À la Fête nationale, le 24 juin, j'ai été ravi de découvrir une Florence K, pure Québécoise mais Québécoise par sa mère et Arabe par son père. De plus, Guy A. Lepage nous soulignait qu'elle parlait six langues, ce que de très nombreux parents québécois souhaiteraient pour leurs enfants. Et j'ai été particulièrement fier de l'entendre saluer en hébreu et en arabe nos concitoyens de ces origines. C'était une manière de clin d'oeil festif et pacifique, en reflet de nos valeurs comme Québécois.
Bravo Florence! Et merci pour ce que vous êtes et aussi de parler français avec autant de fierté et d'élégance. En l'espace d'un soir, tout en chantant du Vigneault magnifiquement, vous avez su être, à votre façon, un chaînon manquant dans l'évolution de l'identité de la nation québécoise. En effet, avec bonheur, je me suis senti ce soir-là, avec vous et grâce à vous, pur Québécois, au-delà de toutes les origines ou, si l'on peut dire, dans une sorte d'état de grâce national.

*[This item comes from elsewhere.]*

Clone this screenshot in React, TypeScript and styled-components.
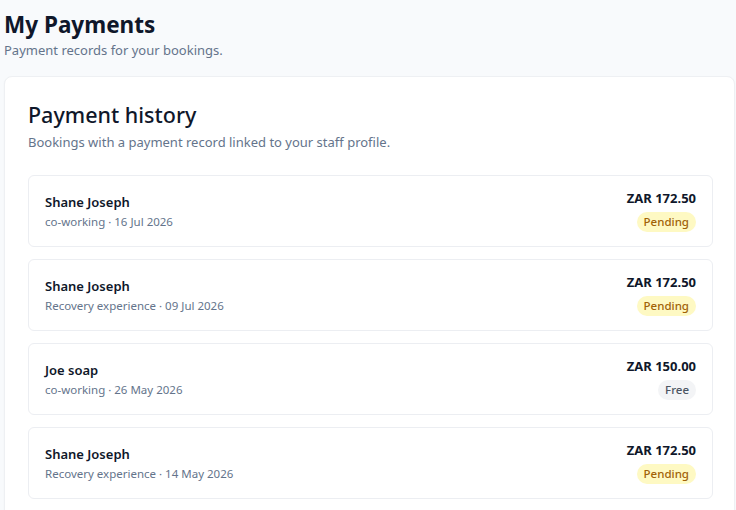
import React from "react";
import styled, { createGlobalStyle } from "styled-components";

const GlobalStyle = createGlobalStyle`
  body {
    margin: 0;
    background: #f8fafc;
    font-family: "Noto Sans", "Open Sans", Arial, sans-serif;
    color: #0f172a;
  }
`;

const Page = styled.div`
  padding: 9px 1px 0 4px;
  min-height: 100vh;
  box-sizing: border-box;
`;

const PageTitle = styled.h1`
  margin: 0;
  font-size: 22.5px;
  line-height: 32px;
  font-weight: 700;
  color: #0f172a;
`;

const PageSubtitle = styled.p`
  margin: 0;
  font-size: 13px;
  line-height: 18px;
  color: #64748b;
`;

const Card = styled.section`
  margin-top: 17px;
  background: #ffffff;
  border: 1px solid #eef0f3;
  border-radius: 8px;
  box-shadow: 0 1px 2px rgba(15, 23, 42, 0.04);
  padding: 23px 21px 24px 23px;
`;

const CardTitle = styled.h2`
  margin: 0;
  font-size: 21.5px;
  line-height: 30px;
  font-weight: 500;
  color: #0f172a;
`;

const CardDescription = styled.p`
  margin: 4px 0 0;
  font-size: 13px;
  line-height: 16px;
  color: #64748b;
`;

const List = styled.div`
  margin-top: 25px;
  display: flex;
  flex-direction: column;
  gap: 12px;
`;

const Row = styled.div`
  display: flex;
  justify-content: space-between;
  align-items: center;
  border: 1px solid #eceef2;
  border-radius: 6px;
  padding: 14px 16px;
`;

const Info = styled.div`
  display: flex;
  flex-direction: column;
  gap: 2px;
`;

const Name = styled.div`
  font-size: 13px;
  line-height: 20px;
  font-weight: 600;
  color: #0f172a;
`;

const Meta = styled.div`
  font-size: 11.5px;
  line-height: 16px;
  color: #64748b;
`;

const Side = styled.div`
  display: flex;
  flex-direction: column;
  align-items: flex-end;
  gap: 6px;
`;

const Amount = styled.div`
  font-size: 13px;
  line-height: 16px;
  font-weight: 700;
  color: #0f172a;
`;

const Badge = styled.span<{ $tone: "pending" | "free" }>`
  display: inline-flex;
  align-items: center;
  height: 20px;
  line-height: 20px;
  padding: 0 7px;
  border-radius: 999px;
  font-size: 11.5px;
  font-weight: 500;
  background: ${(p) => (p.$tone === "pending" ? "#fef9c3" : "#f3f4f6")};
  color: ${(p) => (p.$tone === "pending" ? "#a16207" : "#4b5563")};
`;

type Payment = {
  name: string;
  service: string;
  date: string;
  amount: string;
  status: "Pending" | "Free";
};

const payments: Payment[] = [
  { name: "Shane Joseph", service: "co-working", date: "16 Jul 2026", amount: "ZAR 172.50", status: "Pending" },
  { name: "Shane Joseph", service: "Recovery experience", date: "09 Jul 2026", amount: "ZAR 172.50", status: "Pending" },
  { name: "Joe soap", service: "co-working", date: "26 May 2026", amount: "ZAR 150.00", status: "Free" },
  { name: "Shane Joseph", service: "Recovery experience", date: "14 May 2026", amount: "ZAR 172.50", status: "Pending" },
];

export default function App() {
  return (
    <>
      <GlobalStyle />
      <Page>
        <PageTitle>My Payments</PageTitle>
        <PageSubtitle>Payment records for your bookings.</PageSubtitle>
        <Card>
          <CardTitle>Payment history</CardTitle>
          <CardDescription>Bookings with a payment record linked to your staff profile.</CardDescription>
          <List>
            {payments.map((p, i) => (
              <Row key={i}>
                <Info>
                  <Name>{p.name}</Name>
                  <Meta>
                    {p.service} · {p.date}
                  </Meta>
                </Info>
                <Side>
                  <Amount>{p.amount}</Amount>
                  <Badge $tone={p.status === "Pending" ? "pending" : "free"}>{p.status}</Badge>
                </Side>
              </Row>
            ))}
          </List>
        </Card>
      </Page>
    </>
  );
}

Mais quelques jours plus tard, dans la section Idées du Devoir du 30 juillet 2009, paraissait le texte d'un jeune homme, Jimmy Lee Gordon, étudiant en Lettres à l'Université McGill. Le titre en était: [«Les dangers du nationalisme»->20957]. Et le coeur du message semblait être le suivant, et je cite: «Il serait peut-être temps que les Québécois de langue française saisissent tout le danger et toute la stupidité du chauvinisme... Je suis un Québécois, un Québécois né au Québec, mais de père américain. Devrais-je me tourmenter parce que je suis un bâtard national?... Suis-je un traître à la "nation" parce que j'aime parler d'autres langues que celui [celle] que notre schizophrénie collective nous oblige à baragouiner? Non, non et non.»
À vrai dire, ce cri de protestation m'a sidéré d'autant plus que M. Gordon décrivait ainsi son état d'âme: «Aujourd'hui, en tant qu'adulte instruit en pleine possession de son jugement, je stagne confortablement dans un bourbier de cynisme et d'indifférence.» Contrairement à Florence K dont l'identité semblait rayonnante, ce jeune homme d'origine mixte tout comme elle, mais dans son cas, à cause de cela, a mal à son identité de Québécois. Et il concluait son texte de cette façon: «Il est temps que le Québec devienne réellement le bastion d'humanité que son histoire et sa population lui permettent d'être; il est temps que le Québec sorte de sa névrose identitaire.» [...]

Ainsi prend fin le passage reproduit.